Sharon Begley
|
Feb 11, 2008 08:00 PM
Department of unintended consequences: with wild fish populations
plummeting worldwide, aquaculture seemed like the best way to satisfy
the world’s ever-growing appetite for fish. Oops: according to a new study in the journal PLoS Biology, Atlantic salmon, sea trout and pink, chum, and coho salmon that come into contact with salmon farming in Scotland, Ireland, Atlantic Canada and Pacific Canada are being decimated by the fish farms.
Salmon aquaculture now produces more than one million tons of fish
per year. But that doesn’t mean wild salmon stocks are left alone to
rebuild. Farm-raised salmon that escape from the open-net pens along
coasts—which is how most salmon farms are set up—breed with wild
populations, earlier studies showed, meaning the progeny are no longer truly wild. Also, the crowding in salmon farms breeds sea lice
(which can be lethal to juvenile fish), as well as other parasites and
disease-causing pathogens, which also escape—right into the coastal
waters where wild salmon swim en route to and from the open sea. The
effect of sea lice alone could be disastrous: according to a study published last December in Science,
the parasites are so ravaging opulations of one species of salmon in
British Columbia that the populations are projected to plummet 99
percent within eight years.
But while the detrimental effect of salmon farms on wild fish has been known generally, the quantitative impact of swimming past salmon farms has been murkier.

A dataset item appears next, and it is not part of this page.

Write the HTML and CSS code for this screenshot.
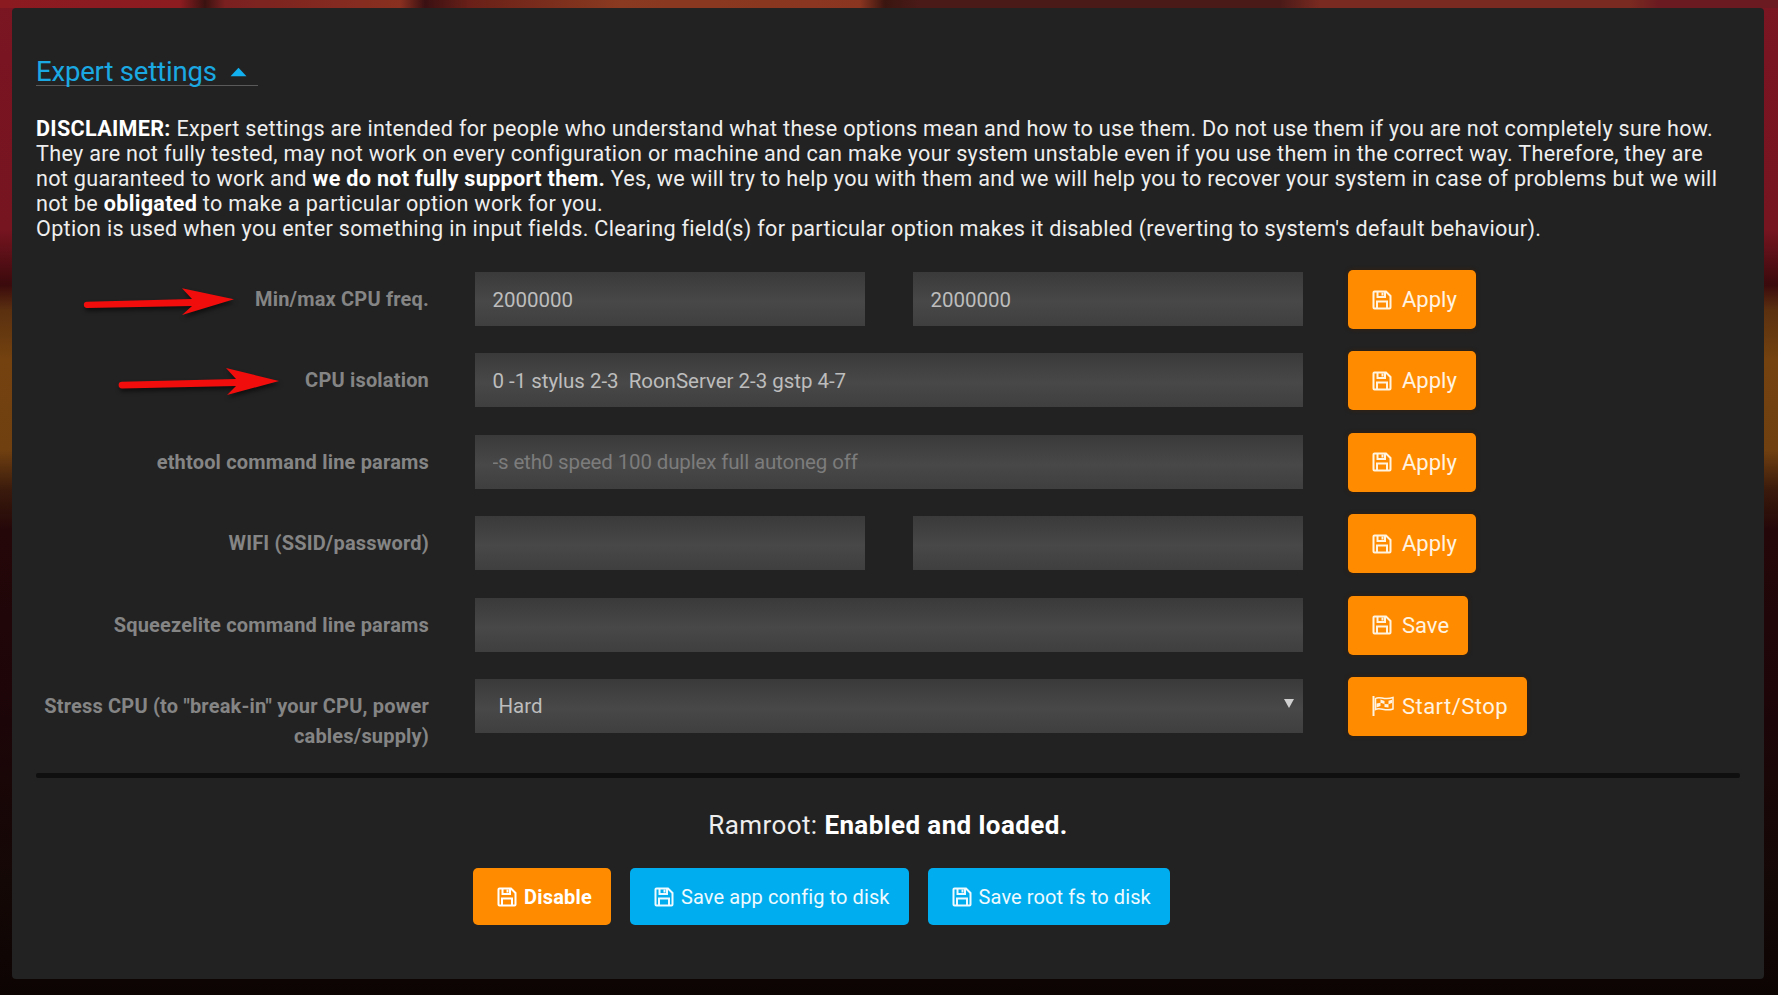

Enter this study, led by Jennifer Ford of the Ecology Action Center
and the late Ransom Myers of Dalhousie University. In five regions
around the world, they find that the number of wild salmon surviving
and returning to spawn after swimming past salmon farms is less than
half the survival rate of salmon that do not get anywhere near the
farms. Combined with the earlier studies, the findings point to a grim
future: salmon farming is so seriously compromising natural populations
that scientists expect a 99 percent collapse of wild salmon stocks in four years, or two salmon generations.